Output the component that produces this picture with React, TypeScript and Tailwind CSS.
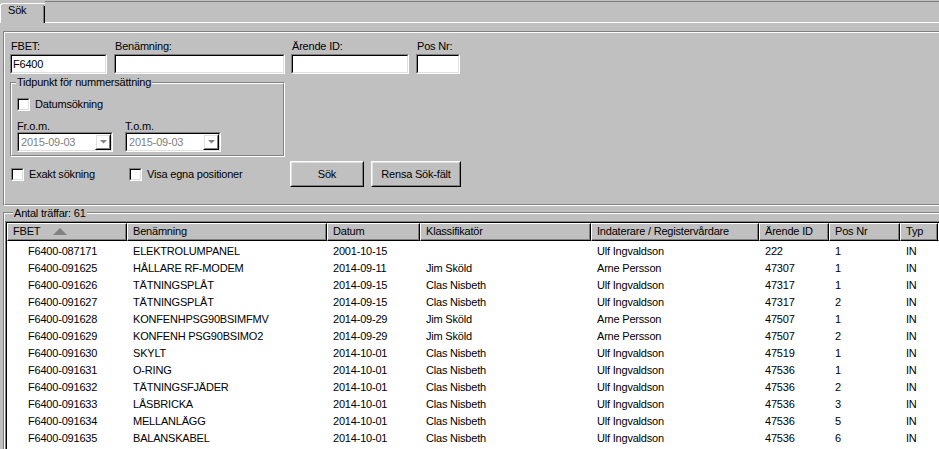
import React from "react";

const FONT = { fontFamily: '"Liberation Sans", Arial, sans-serif' };

function Checkbox() {
  return (
    <div className="w-[13px] h-[13px] border border-t-[#808080] border-l-[#808080] border-b-white border-r-white">
      <div className="h-full w-full border border-t-black border-l-black border-b-[#dfdfdf] border-r-[#dfdfdf] bg-white" />
    </div>
  );
}

function Sunken({ className = "", children }: { className?: string; children?: React.ReactNode }) {
  return (
    <div className={"border border-t-[#808080] border-l-[#808080] border-b-white border-r-white " + className}>
      <div className="h-full w-full border border-t-black border-l-black border-b-[#dfdfdf] border-r-[#dfdfdf] bg-white flex items-center">
        {children}
      </div>
    </div>
  );
}

function Raised({ className = "", children }: { className?: string; children?: React.ReactNode }) {
  return (
    <div className={"border border-t-white border-l-white border-b-black border-r-black " + className}>
      <div className="h-full w-full border border-t-[#dfdfdf] border-l-[#dfdfdf] border-b-[#808080] border-r-[#808080] flex items-center justify-center">
        {children}
      </div>
    </div>
  );
}

function Combo({ value }: { value: string }) {
  return (
    <Sunken className="w-[96px] h-[20px]">
      <span className="flex-1 pl-[2px] text-[#808080] leading-[13px]">{value}</span>
      <Raised className="w-[16px] h-[16px]">
        <svg width="9" height="6" viewBox="0 0 9 6">
          <path d="M1 1 H8 L4.5 4.5 Z" fill="#808080" />
          <path d="M5 5 L8 2" stroke="#ffffff" strokeWidth="1" />
        </svg>
      </Raised>
    </Sunken>
  );
}

function Field({ label, w, ml, value }: { label: string; w: number; ml: string; value?: string }) {
  return (
    <div className={"flex flex-col " + ml} style={{ width: w }}>
      <div className="h-[14px] leading-[13px] pl-[1px] whitespace-nowrap">{label}</div>
      <Sunken className="h-[20px] w-full">
        <span className="pl-[1px] leading-[13px]">{value ?? ""}</span>
      </Sunken>
    </div>
  );
}

const cols = [
  { name: "FBET", w: 120 },
  { name: "Benämning", w: 200 },
  { name: "Datum", w: 93 },
  { name: "Klassifikatör", w: 171 },
  { name: "Indaterare / Registervårdare", w: 168 },
  { name: "Ärende ID", w: 70 },
  { name: "Pos Nr", w: 71 },
  { name: "Typ", w: 38 },
];

const rows: string[][] = [
  ["F6400-087171", "ELEKTROLUMPANEL", "2001-10-15", "", "Ulf Ingvaldson", "222", "1", "IN"],
  ["F6400-091625", "HÅLLARE RF-MODEM", "2014-09-11", "Jim Sköld", "Arne Persson", "47307", "1", "IN"],
  ["F6400-091626", "TÄTNINGSPLÅT", "2014-09-15", "Clas Nisbeth", "Ulf Ingvaldson", "47317", "1", "IN"],
  ["F6400-091627", "TÄTNINGSPLÅT", "2014-09-15", "Clas Nisbeth", "Ulf Ingvaldson", "47317", "2", "IN"],
  ["F6400-091628", "KONFENHPSG90BSIMFMV", "2014-09-29", "Jim Sköld", "Arne Persson", "47507", "1", "IN"],
  ["F6400-091629", "KONFENH PSG90BSIMO2", "2014-09-29", "Jim Sköld", "Arne Persson", "47507", "2", "IN"],
  ["F6400-091630", "SKYLT", "2014-10-01", "Clas Nisbeth", "Ulf Ingvaldson", "47519", "1", "IN"],
  ["F6400-091631", "O-RING", "2014-10-01", "Clas Nisbeth", "Ulf Ingvaldson", "47536", "1", "IN"],
  ["F6400-091632", "TÄTNINGSFJÄDER", "2014-10-01", "Clas Nisbeth", "Ulf Ingvaldson", "47536", "2", "IN"],
  ["F6400-091633", "LÅSBRICKA", "2014-10-01", "Clas Nisbeth", "Ulf Ingvaldson", "47536", "3", "IN"],
  ["F6400-091634", "MELLANLÄGG", "2014-10-01", "Clas Nisbeth", "Ulf Ingvaldson", "47536", "5", "IN"],
  ["F6400-091635", "BALANSKABEL", "2014-10-01", "Clas Nisbeth", "Ulf Ingvaldson", "47536", "6", "IN"],
];

function HeaderCell({ name, w, first }: { name: string; w: number; first?: boolean }) {
  return (
    <div
      className="h-[18px] shrink-0 border border-t-white border-l-white border-b-black border-r-black"
      style={{ width: w }}
    >
      <div className="h-full w-full border-r border-b border-[#808080] flex items-center pl-[5px] leading-[13px] whitespace-nowrap overflow-hidden">
        <span>{name}</span>
        {first && (
          <svg className="ml-[13px]" width="14" height="7" viewBox="0 0 14 7">
            <path d="M7 0 L14 7 H0 Z" fill="#808080" />
          </svg>
        )}
      </div>
    </div>
  );
}

export default function App() {
  return (
    <div
      className="w-[939px] h-[449px] bg-[#c0c0c0] overflow-hidden text-[11px] text-black tracking-[-0.2px]"
      style={FONT}
    >
      {/* Tab strip */}
      <div className="flex h-[23px]">
        <div className="mt-[3px] h-[20px] w-[45px] border-l border-t border-white rounded-tl-[3px] flex">
          <div className="flex-1 pl-[7px] leading-[13px]">Sök</div>
          <div className="w-[1px] mt-[1px] bg-[#808080]" />
          <div className="w-[1px] mt-[2px] bg-black" />
        </div>
        <div className="flex-1 pt-[1px]">
          <div className="h-full border-t border-t-[#808080] border-b border-b-white" />
        </div>
      </div>

      <div className="pl-[3px] pt-[8px]">
        {/* Form panel */}
        <div className="h-[175px] w-[1000px] border border-t-[#808080] border-l-[#808080] border-b-white border-r-white">
          <div className="h-full w-full border border-t-white border-l-white border-b-[#808080] border-r-[#808080] pl-[5px] pt-[7px]">
            <div className="flex">
              <Field label="FBET:" w={97} ml="" value="F6400" />
              <Field label="Benämning:" w={171} ml="ml-[7px]" />
              <Field label="Ärende ID:" w={118} ml="ml-[6px]" />
              <Field label="Pos Nr:" w={44} ml="ml-[7px]" />
            </div>

            {/* Group box */}
            <div className="relative mt-[8px] w-[275px] h-[75px] border border-t-[#808080] border-l-[#808080] border-b-white border-r-white">
              <div className="h-full w-full border border-t-white border-l-white border-b-[#808080] border-r-[#808080] pl-[5px] pt-[14px]">
                <div className="flex items-center h-[13px]">
                  <Checkbox />
                  <span className="ml-[5px] leading-[13px]">Datumsökning</span>
                </div>
                <div className="flex mt-[9px]">
                  <div className="flex flex-col w-[96px]">
                    <div className="h-[12px] leading-[13px]">Fr.o.m.</div>
                    <Combo value="2015-09-03" />
                  </div>
                  <div className="flex flex-col w-[96px] ml-[12px]">
                    <div className="h-[12px] leading-[13px]">T.o.m.</div>
                    <Combo value="2015-09-03" />
                  </div>
                </div>
              </div>
              <span className="absolute left-[5px] top-[-7px] px-[1px] bg-[#c0c0c0] leading-[13px] whitespace-nowrap">
                Tidpunkt för nummersättning
              </span>
            </div>

            {/* Bottom row */}
            <div className="flex items-center mt-[4px] h-[26px]">
              <div className="w-[280px] flex items-center">
                <div className="w-[118px] ml-[1px] flex items-center">
                  <Checkbox />
                  <span className="ml-[5px] leading-[13px]">Exakt sökning</span>
                </div>
                <div className="flex items-center">
                  <Checkbox />
                  <span className="ml-[5px] leading-[13px]">Visa egna positioner</span>
                </div>
              </div>
              <Raised className="w-[74px] h-[26px]">
                <span className="leading-[13px]">Sök</span>
              </Raised>
              <Raised className="w-[90px] h-[26px] ml-[7px]">
                <span className="leading-[13px]">Rensa Sök-fält</span>
              </Raised>
            </div>
          </div>
        </div>

        {/* Results group */}
        <div className="relative mt-[6px] w-[1000px] h-[300px] border border-t-[#808080] border-l-[#808080] border-b-white border-r-white">
          <div className="h-full w-full border border-t-white border-l-white border-b-[#808080] border-r-[#808080] pt-[7px]">
            <div className="h-full w-full border border-t-[#808080] border-l-[#808080] border-b-white border-r-white">
              <div className="h-full w-full border border-t-black border-l-black border-b-[#dfdfdf] border-r-[#dfdfdf] bg-white">
                <div className="flex bg-[#c0c0c0]">
                  {cols.map((c, i) => (
                    <HeaderCell key={c.name} name={c.name} w={c.w} first={i === 0} />
                  ))}
                  <div className="flex-1 h-[18px] border border-t-white border-l-white border-b-black border-r-black" />
                </div>
                <div className="pt-[2px]">
                  {rows.map((r, ri) => (
                    <div key={ri} className="flex h-[17px] items-center">
                      {r.map((cell, ci) => (
                        <div
                          key={ci}
                          className={
                            "shrink-0 whitespace-nowrap overflow-hidden leading-[13px] " +
                            (ci === 0 ? "pl-[21px]" : "pl-[6px]")
                          }
                          style={{ width: cols[ci].w }}
                        >
                          {cell}
                        </div>
                      ))}
                    </div>
                  ))}
                </div>
              </div>
            </div>
          </div>
          <span className="absolute left-[9px] top-[-6px] px-[1px] bg-[#c0c0c0] leading-[13px] whitespace-nowrap">
            Antal träffar: 61
          </span>
        </div>
      </div>
    </div>
  );
}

· · · · · · ·

#### What needs to be done
Pull out each line of the listing that holds the string "React".

#### Result of the task
Output the component that produces this picture with React, TypeScript and Tailwind CSS.
import React from "react";
function Sunken({ className = "", children }: { className?: string; children?: React.ReactNode }) {
function Raised({ className = "", children }: { className?: string; children?: React.ReactNode }) {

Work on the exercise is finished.